Step 5: Forest cover classification
Forest land was derived from tree cover collected in the previous steps. Tree cover blocks of less than 0.5ha were eliminated to leave those above this threshold. This was to keep in line with the part definition of forests –that the block of trees must cover an area larger than 0.5ha, at least 2m height in situ and have a canopy cover of not less than 15%.
Step 6: Forest canopy density
To determine forest canopy density, the following steps were undertaken:
- The forest cover layer was vectorized.
- Grids measuring 10m by 10m were then generated on the forest cover layer.
- The two layers were then intersected, and the percentage of forest cover in each grid was computed.
- The average of each forest block was computed and the appropriate canopy density was derived using the following criteria
- Above 65% canopy density – dense forest
- 40 – 65% canopy density – moderate forest
- 15-40% canopy density – open forest
Step 7: Forest type
The output of the forest cover classification exercise above was then categorized into the following four forest types: plantations, bamboo, mangrove and natural forest. This was aided by the use of auxiliary GIS data such as existing forest boundaries and the like.
Step 8: Map production
Doesn’t the title speak for itself? In this stage, a user-friendly and understandable map, covering all the necessary information was drawn.
There ends the complex task of mapping the entire fragmented and disparate forest resources of our country. Despite initially sounding like a monumental task, after reading the steps above, it sounds so easy. Furthermore, the use of local labour rather than contracting foreign companies saved the exchequer millions of shillings.

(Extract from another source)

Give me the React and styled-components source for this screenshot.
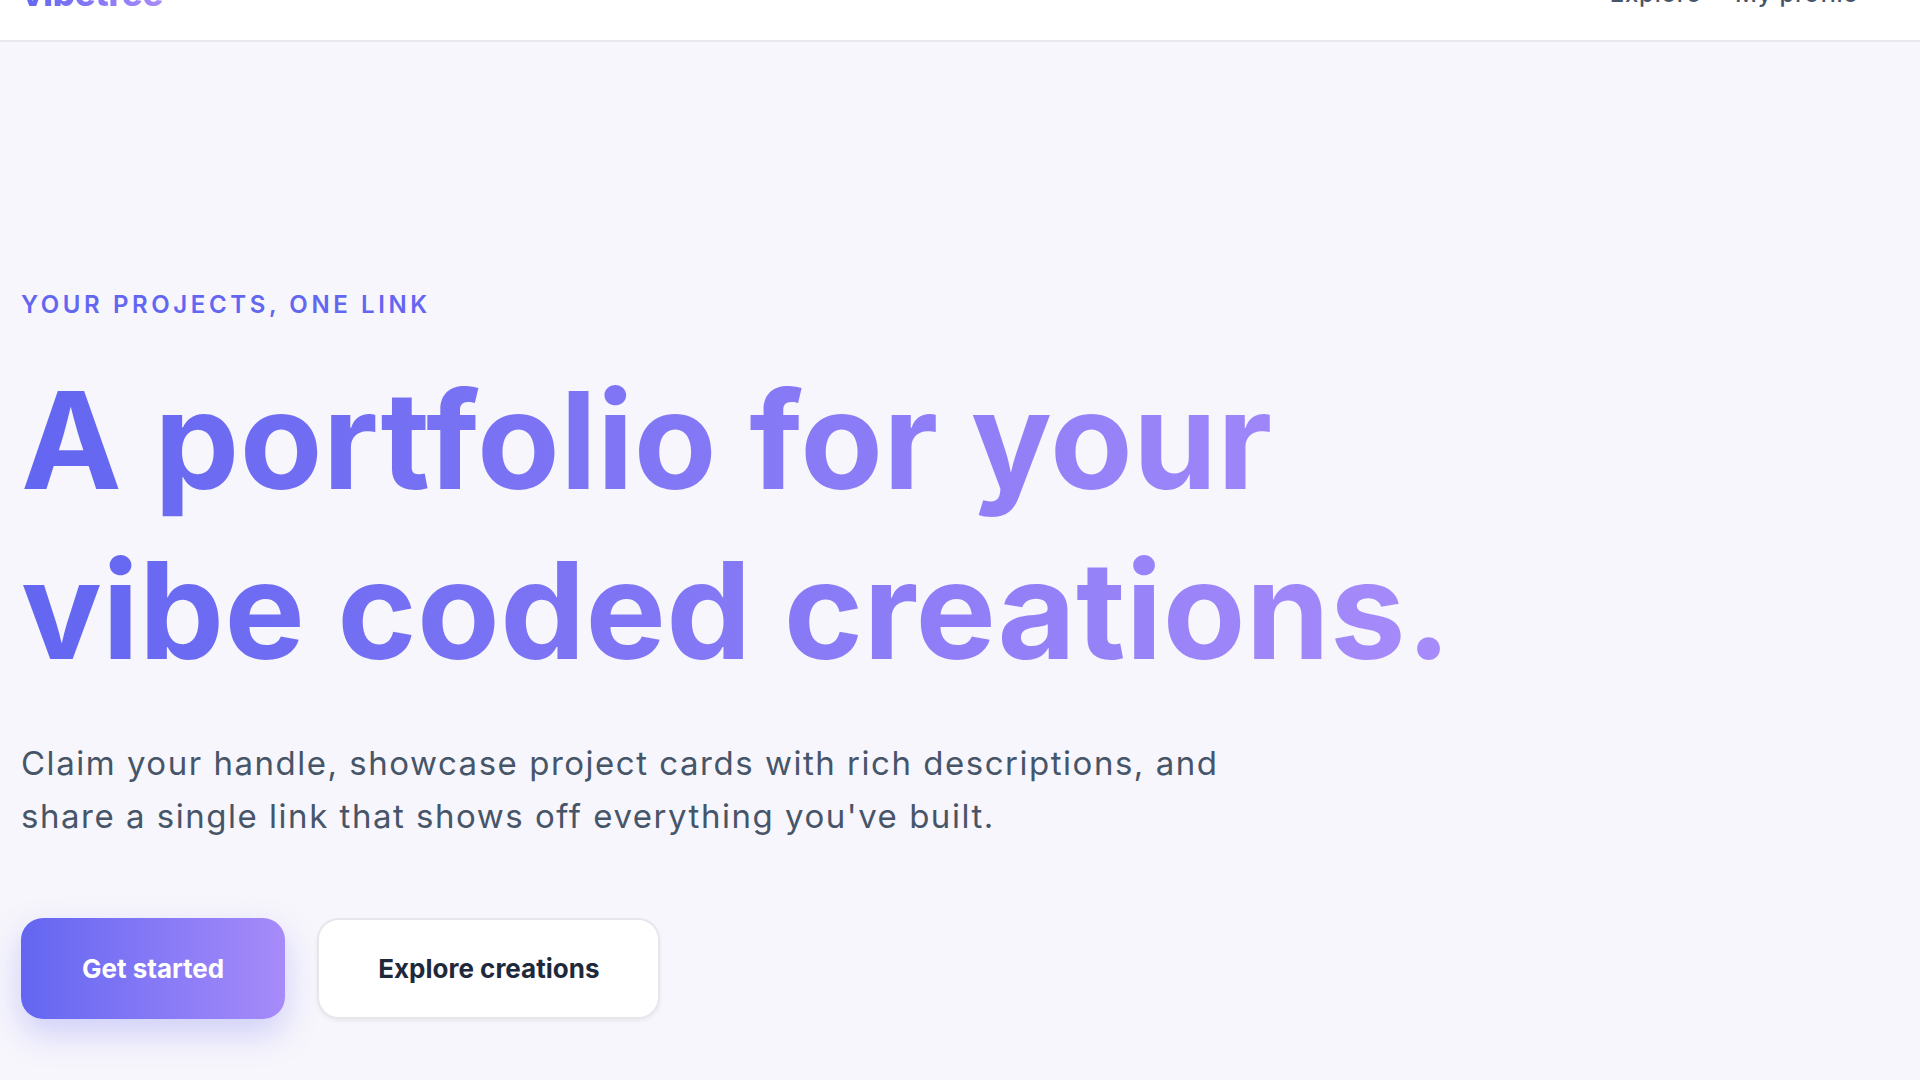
import React from "react";
import styled, { createGlobalStyle } from "styled-components";

const GlobalStyle = createGlobalStyle`
  html {
    overflow: hidden;
    background: #f7f6fc;
  }
  body {
    margin: 0;
    padding: 0;
    background: #f7f6fc;
    font-family: Inter, "Noto Sans", "Liberation Sans", sans-serif;
  }
  * { box-sizing: border-box; }
`;

const Page = styled.div`
  min-height: 1140px;
  background: #f7f6fc;
`;

const Header = styled.header`
  height: 96px;
  margin-top: -54px;
  padding: 0 62px 0 22px;
  display: flex;
  align-items: center;
  justify-content: space-between;
  background: #ffffff;
  border-bottom: 2px solid #e8e8f0;
`;

const Logo = styled.a`
  font-size: 35px;
  font-weight: 800;
  letter-spacing: -0.01em;
  background: linear-gradient(90deg, #6366f1, #a78bfa);
  -webkit-background-clip: text;
  background-clip: text;
  color: transparent;
  text-decoration: none;
`;

const Nav = styled.nav`
  display: flex;
  gap: 34px;
`;

const NavLink = styled.a`
  font-size: 24px;
  font-weight: 500;
  letter-spacing: 0.03em;
  color: #475569;
  text-decoration: none;
`;

const Hero = styled.section`
  padding: 248px 21px 0;
  display: flex;
  flex-direction: column;
  align-items: flex-start;
`;

const Eyebrow = styled.p`
  margin: 0;
  font-size: 24px;
  font-weight: 600;
  letter-spacing: 0.15em;
  color: #6366f1;
  text-transform: uppercase;
`;

const Title = styled.h1`
  margin: 36px 0 0;
  font-size: 135px;
  line-height: 170px;
  font-weight: 700;
  letter-spacing: 0.002em;
  background: linear-gradient(90deg, #6366f1 0%, #a78bfa 100%);
  -webkit-background-clip: text;
  background-clip: text;
  color: transparent;
`;

const Lead = styled.p`
  margin: 42px 0 0;
  max-width: 1260px;
  font-size: 33px;
  line-height: 53px;
  font-weight: 400;
  letter-spacing: 0.046em;
  color: #475569;
`;

const Actions = styled.div`
  margin-top: 75px;
  display: flex;
  gap: 32px;
`;

const Button = styled.a`
  height: 101px;
  padding: 0 ${p => (p.primary ? "61px" : "59px")};
  display: inline-flex;
  align-items: center;
  justify-content: center;
  border-radius: 22px;
  font-size: 26px;
  font-weight: 700;
  text-decoration: none;
  color: ${p => (p.primary ? "#ffffff" : "#1e293b")};
  background: ${p =>
    p.primary ? "linear-gradient(90deg, #6366f1, #a78bfa)" : "#ffffff"};
  border: ${p => (p.primary ? "none" : "2px solid #e5e7eb")};
  box-shadow: ${p =>
    p.primary
      ? "0 14px 34px rgba(99, 102, 241, 0.28)"
      : "0 2px 4px rgba(15, 23, 42, 0.06)"};
`;

export default function App() {
  return (
    <Page>
      <GlobalStyle />
      <Header>
        <Logo href="#">vibetree</Logo>
        <Nav>
          <NavLink href="#">Explore</NavLink>
          <NavLink href="#">My profile</NavLink>
        </Nav>
      </Header>
      <Hero>
        <Eyebrow>Your projects, one link</Eyebrow>
        <Title>
          A portfolio for your
          <br />
          vibe coded creations.
        </Title>
        <Lead>
          Claim your handle, showcase project cards with rich descriptions, and
          share a single link that shows off everything you've built.
        </Lead>
        <Actions>
          <Button primary href="#">Get started</Button>
          <Button href="#">Explore creations</Button>
        </Actions>
      </Hero>
    </Page>
  );
}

The use of GIS in forest mapping is not that new. GIS has also been used in many areas in Kenya such as mapping water hyacinth, mapping mangroves etc. However, it has made the collection of data that would have otherwise been done in a complex process relatively easy. Furthermore, the data collected in GIS is not ‘static’. It can always be retrieved and modelled to predict future patterns using the latest data and with a high degree of accuracy to that effect. This is being reinvigorated by GIS tools becoming more sophisticated as the days go by, aided by the likes of Machine Learning and other programming concepts. The implication is that data collected is more reliable, reusable, and saves on costs. Who knows what we might use next in a future tree cover assessment.